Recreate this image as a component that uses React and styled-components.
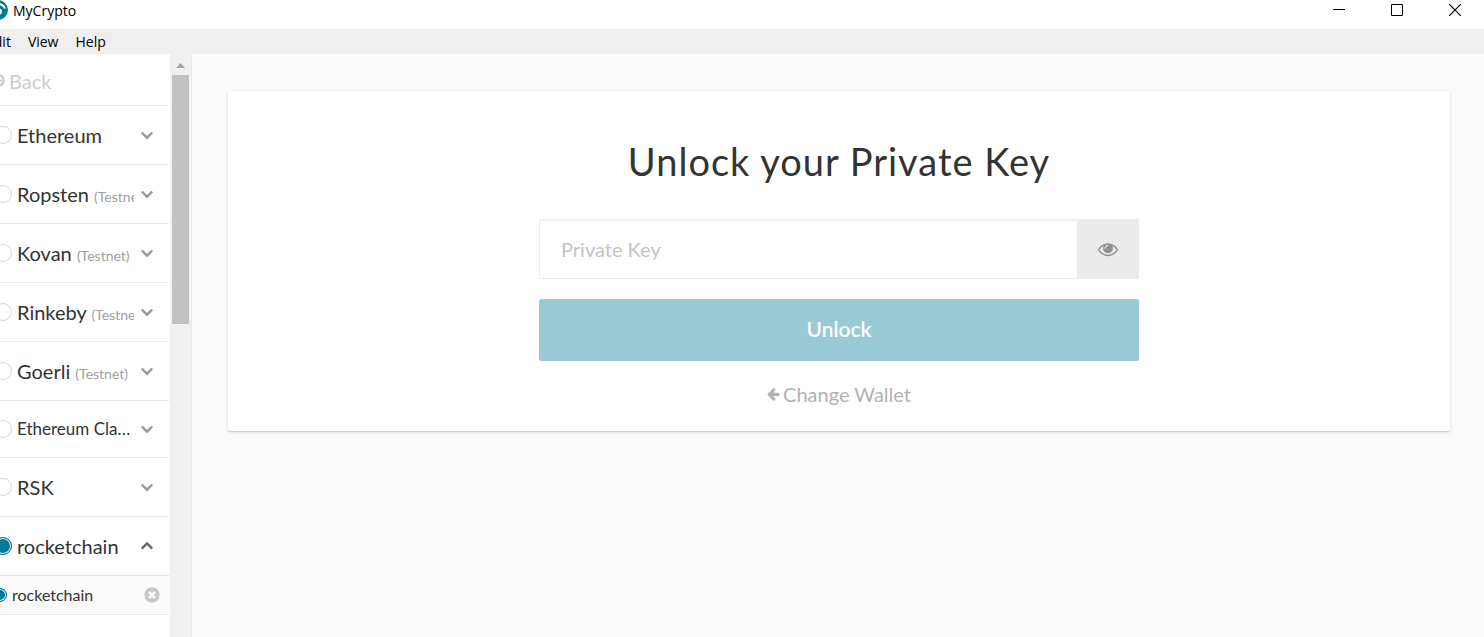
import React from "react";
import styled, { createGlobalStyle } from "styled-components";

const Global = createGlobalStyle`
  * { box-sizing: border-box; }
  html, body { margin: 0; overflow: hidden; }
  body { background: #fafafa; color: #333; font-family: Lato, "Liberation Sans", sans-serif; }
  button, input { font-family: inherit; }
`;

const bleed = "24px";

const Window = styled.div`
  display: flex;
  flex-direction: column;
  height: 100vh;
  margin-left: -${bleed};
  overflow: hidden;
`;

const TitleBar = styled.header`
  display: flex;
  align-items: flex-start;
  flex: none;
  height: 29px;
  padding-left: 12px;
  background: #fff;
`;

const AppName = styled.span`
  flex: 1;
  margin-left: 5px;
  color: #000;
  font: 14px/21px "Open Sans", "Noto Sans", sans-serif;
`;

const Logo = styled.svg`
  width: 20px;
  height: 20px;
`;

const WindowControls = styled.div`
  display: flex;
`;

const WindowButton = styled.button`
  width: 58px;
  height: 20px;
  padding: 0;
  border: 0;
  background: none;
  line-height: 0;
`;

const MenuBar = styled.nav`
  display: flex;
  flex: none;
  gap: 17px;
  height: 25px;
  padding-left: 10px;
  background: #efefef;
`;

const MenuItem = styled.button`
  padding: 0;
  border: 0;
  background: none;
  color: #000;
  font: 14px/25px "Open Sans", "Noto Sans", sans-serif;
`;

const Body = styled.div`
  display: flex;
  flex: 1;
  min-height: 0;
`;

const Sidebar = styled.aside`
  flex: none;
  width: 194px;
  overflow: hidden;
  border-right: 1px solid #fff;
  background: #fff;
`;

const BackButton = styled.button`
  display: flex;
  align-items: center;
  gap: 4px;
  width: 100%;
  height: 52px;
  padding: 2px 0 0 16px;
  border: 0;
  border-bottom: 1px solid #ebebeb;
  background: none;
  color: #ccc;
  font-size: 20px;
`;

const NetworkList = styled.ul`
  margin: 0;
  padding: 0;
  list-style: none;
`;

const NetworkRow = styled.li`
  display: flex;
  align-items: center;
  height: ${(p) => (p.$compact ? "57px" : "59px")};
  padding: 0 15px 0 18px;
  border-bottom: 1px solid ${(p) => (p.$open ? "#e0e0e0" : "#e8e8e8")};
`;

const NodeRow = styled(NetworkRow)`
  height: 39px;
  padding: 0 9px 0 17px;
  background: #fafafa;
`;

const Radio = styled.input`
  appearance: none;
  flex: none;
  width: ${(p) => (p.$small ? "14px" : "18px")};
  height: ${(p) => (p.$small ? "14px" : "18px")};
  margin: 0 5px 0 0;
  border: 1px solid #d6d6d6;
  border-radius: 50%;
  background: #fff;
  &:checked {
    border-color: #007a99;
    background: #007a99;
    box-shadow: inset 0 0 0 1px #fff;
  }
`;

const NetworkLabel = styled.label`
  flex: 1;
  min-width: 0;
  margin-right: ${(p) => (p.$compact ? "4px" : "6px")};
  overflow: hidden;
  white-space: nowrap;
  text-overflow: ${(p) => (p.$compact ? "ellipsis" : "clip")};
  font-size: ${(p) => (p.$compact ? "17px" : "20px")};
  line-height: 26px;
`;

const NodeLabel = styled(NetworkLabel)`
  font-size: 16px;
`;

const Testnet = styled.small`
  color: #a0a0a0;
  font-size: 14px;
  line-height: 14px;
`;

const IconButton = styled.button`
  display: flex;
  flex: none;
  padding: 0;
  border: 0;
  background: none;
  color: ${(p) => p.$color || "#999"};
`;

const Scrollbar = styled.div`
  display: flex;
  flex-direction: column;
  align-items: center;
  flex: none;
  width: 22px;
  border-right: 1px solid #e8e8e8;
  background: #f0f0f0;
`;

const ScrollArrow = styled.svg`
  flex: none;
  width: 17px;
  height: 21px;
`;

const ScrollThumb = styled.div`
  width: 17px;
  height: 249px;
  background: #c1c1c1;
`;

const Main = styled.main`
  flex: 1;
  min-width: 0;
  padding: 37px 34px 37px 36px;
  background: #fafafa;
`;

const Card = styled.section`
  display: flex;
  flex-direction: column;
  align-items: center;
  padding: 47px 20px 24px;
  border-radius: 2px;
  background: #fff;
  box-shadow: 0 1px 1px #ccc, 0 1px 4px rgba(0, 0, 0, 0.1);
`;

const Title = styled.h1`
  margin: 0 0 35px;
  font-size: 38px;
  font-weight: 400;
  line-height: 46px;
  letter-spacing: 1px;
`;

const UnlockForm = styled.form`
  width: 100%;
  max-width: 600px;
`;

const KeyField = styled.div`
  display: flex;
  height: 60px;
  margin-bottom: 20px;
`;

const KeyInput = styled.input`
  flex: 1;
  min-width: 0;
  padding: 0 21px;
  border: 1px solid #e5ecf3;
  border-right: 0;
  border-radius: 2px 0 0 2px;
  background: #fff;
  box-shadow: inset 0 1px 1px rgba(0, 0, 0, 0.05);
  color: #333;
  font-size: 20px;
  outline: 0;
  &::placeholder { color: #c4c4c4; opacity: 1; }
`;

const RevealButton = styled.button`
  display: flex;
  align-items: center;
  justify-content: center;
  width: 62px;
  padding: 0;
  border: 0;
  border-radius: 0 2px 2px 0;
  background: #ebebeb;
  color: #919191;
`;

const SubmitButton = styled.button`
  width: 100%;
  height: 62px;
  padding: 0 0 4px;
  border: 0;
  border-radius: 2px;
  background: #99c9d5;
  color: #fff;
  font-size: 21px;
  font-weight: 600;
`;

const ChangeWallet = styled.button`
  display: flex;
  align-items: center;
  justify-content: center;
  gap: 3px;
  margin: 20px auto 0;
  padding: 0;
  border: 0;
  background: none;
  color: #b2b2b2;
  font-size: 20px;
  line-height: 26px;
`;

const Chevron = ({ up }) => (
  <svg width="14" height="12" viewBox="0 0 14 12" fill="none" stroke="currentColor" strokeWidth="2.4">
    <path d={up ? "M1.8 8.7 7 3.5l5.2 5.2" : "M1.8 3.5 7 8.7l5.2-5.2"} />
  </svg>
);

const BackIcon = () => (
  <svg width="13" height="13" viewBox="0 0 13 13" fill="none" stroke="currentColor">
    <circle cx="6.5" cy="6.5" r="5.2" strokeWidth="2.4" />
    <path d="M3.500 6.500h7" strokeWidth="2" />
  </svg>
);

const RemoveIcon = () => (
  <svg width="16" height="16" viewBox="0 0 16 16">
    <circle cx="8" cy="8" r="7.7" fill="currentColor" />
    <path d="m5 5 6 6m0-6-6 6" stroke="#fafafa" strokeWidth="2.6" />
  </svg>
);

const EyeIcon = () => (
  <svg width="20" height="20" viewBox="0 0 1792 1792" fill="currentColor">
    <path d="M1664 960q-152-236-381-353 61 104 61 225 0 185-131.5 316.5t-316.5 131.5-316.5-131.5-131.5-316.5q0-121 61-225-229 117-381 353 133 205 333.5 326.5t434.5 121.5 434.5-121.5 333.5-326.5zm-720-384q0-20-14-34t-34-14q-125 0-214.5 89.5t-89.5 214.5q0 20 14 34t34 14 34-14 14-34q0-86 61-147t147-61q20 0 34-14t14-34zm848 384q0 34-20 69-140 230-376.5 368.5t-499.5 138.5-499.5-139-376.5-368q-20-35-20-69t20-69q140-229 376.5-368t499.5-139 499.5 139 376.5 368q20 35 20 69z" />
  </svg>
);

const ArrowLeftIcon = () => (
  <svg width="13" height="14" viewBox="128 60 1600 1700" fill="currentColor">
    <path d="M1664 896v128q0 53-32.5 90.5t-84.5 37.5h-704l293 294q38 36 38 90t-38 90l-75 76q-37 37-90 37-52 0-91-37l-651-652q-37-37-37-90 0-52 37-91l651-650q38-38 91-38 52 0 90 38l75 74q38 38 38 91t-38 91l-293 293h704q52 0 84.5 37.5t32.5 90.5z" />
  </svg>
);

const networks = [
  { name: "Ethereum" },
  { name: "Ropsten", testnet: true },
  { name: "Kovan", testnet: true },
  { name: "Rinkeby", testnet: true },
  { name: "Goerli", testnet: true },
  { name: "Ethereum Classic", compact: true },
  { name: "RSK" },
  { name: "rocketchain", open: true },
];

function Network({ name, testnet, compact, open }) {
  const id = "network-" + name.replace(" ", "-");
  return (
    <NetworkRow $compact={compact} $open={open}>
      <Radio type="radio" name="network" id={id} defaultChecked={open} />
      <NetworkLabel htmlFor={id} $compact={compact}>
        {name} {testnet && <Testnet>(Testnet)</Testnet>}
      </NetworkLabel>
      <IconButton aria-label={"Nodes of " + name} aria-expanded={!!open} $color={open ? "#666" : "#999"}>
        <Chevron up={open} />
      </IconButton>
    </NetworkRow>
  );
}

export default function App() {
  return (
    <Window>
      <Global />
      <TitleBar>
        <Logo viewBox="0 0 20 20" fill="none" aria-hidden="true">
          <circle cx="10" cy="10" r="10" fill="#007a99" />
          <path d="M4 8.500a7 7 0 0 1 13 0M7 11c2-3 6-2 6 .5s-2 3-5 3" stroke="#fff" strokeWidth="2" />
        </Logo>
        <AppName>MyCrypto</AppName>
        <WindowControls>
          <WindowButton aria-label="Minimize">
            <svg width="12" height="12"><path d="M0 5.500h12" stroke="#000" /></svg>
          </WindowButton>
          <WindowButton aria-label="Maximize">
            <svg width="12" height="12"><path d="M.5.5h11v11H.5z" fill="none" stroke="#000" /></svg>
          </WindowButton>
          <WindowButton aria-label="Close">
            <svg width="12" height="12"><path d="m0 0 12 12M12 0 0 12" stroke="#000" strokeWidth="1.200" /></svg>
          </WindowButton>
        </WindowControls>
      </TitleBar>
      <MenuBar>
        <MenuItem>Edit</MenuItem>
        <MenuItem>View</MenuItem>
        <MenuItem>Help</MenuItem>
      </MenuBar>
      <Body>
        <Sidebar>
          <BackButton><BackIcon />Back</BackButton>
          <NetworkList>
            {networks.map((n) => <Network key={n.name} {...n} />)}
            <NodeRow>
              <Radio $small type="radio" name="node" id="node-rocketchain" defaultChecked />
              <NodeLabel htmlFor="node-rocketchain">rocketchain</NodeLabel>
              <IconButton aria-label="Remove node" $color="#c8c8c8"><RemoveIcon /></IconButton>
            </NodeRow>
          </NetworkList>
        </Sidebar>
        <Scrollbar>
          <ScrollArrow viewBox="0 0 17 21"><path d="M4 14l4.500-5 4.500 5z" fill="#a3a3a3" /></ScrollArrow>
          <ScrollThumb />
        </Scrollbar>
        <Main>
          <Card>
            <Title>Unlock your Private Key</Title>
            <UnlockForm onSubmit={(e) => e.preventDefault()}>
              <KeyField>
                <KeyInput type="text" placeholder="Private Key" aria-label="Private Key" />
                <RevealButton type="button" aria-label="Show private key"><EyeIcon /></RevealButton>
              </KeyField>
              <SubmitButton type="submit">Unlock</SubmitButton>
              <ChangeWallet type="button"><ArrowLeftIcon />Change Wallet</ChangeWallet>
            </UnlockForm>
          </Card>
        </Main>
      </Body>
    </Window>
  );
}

__________

Which lines contain the word "components"? Copy each of them.

Answer below
Recreate this image as a component that uses React and styled-components.
import styled, { createGlobalStyle } from "styled-components";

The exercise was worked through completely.